O português, a viver há seis anos na Alemanha, primeiro em Hamburgo e agora perto de Lübeck, acredita que o fenómeno não se restringe à comunidade portuguesa.

“O mundo ficou assim, não vivemos apenas de interações em restaurantes, em bares ou em espaços de lazer. Vivemos num misto de mundo virtual com mundo local, em que as duas têm de ter uma certa ligação”, sublinha em declarações à Lusa.

Para Nélson Pereira Pinto, é “importante existirem estrutura para aprender o português”.

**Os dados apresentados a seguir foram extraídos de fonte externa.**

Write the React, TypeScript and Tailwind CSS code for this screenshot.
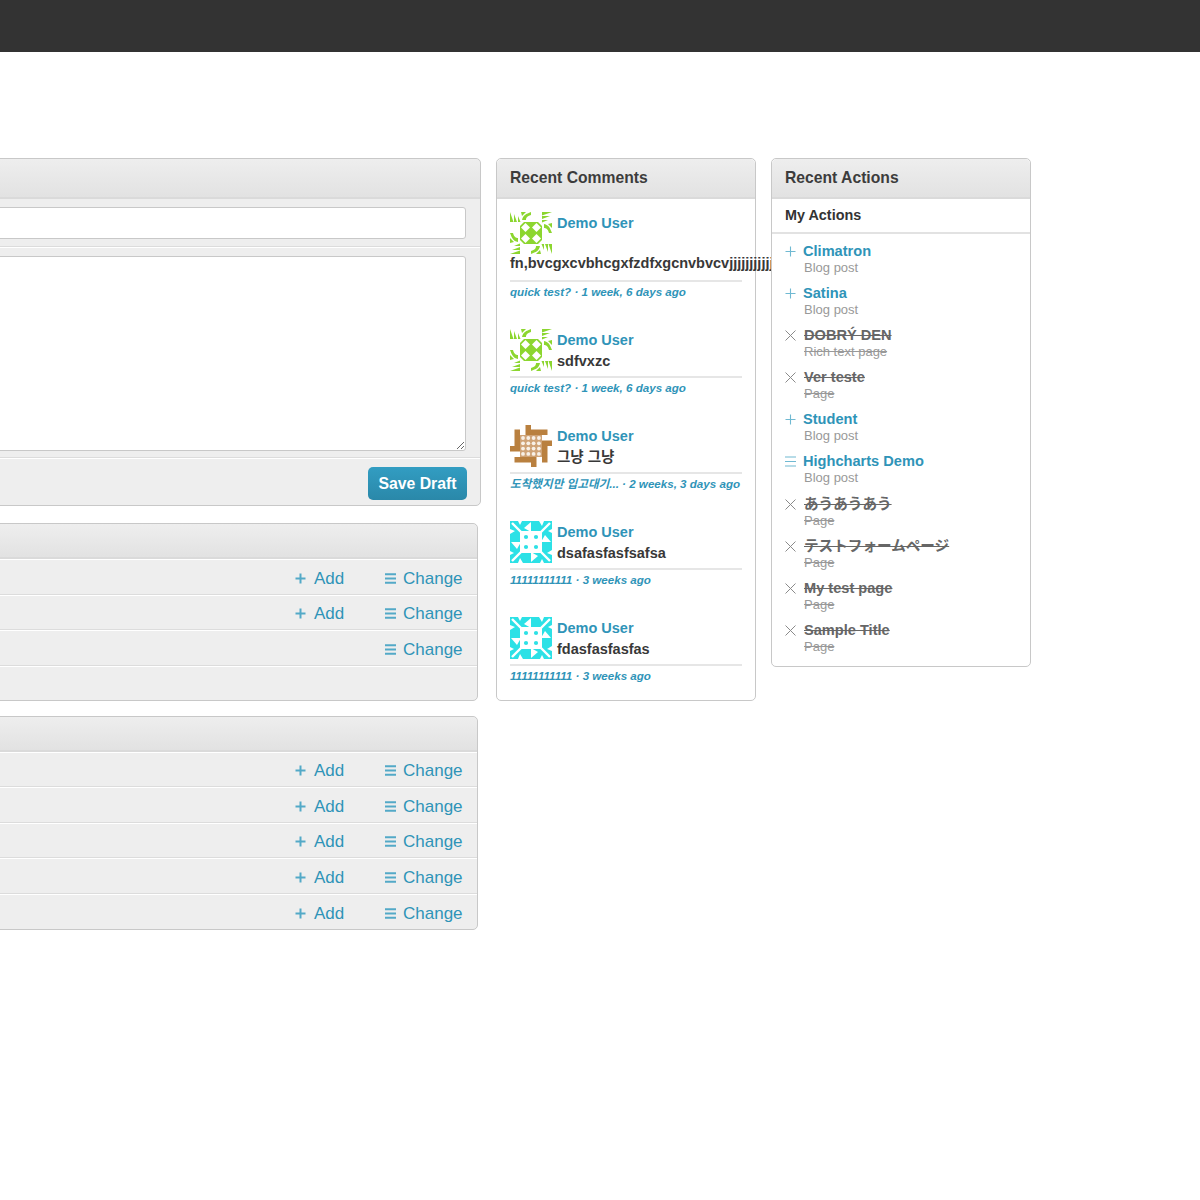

“Para manter os nossos laços, os nossos vínculos com Portugal vivos. Não só a temas ligados com a família, mas também para o futuro, porque o português é uma das línguas mais faladas do mundo, por isso é uma mais-valia”, sustenta.

“Hoje, com o mundo mais global e maior exposição pelo menos ao inglês, a integração e socialização são inicialmente mais fáceis e é comum criarem-se laços fora da comunidade com outros estrangeiros e alemães”, partilha Tiago Pinto Pais, a viver em Berlim.

“É um dos destinos mais dinâmicos a nível da imigração portuguesa jovem e qualificada, pela sua vertente internacional e de empresas criativas e start-ups. Na capital alemã o número de portugueses tem crescido significativamente », embora frequentemente se observe tratar-se de uma emigração de curto prazo, contrastando com a emigração « de ‘Gastarbeiter’, que assistiu pessoas a fazerem vida na Alemanha e ainda hoje cá permanecerem pela família que criaram no destino do país”, conclui.

Devido à escassez de mão-de-obra, nos anos 1950, o Governo da República Federal da Alemanha recrutou trabalhadores temporários no estrangeiro através do programa “Gastarbeiterprogramm” para a reconstrução do país.

Em setembro deste ano comemora-se a assinatura do acordo bilateral entre Portugal e a Alemanha em 1964.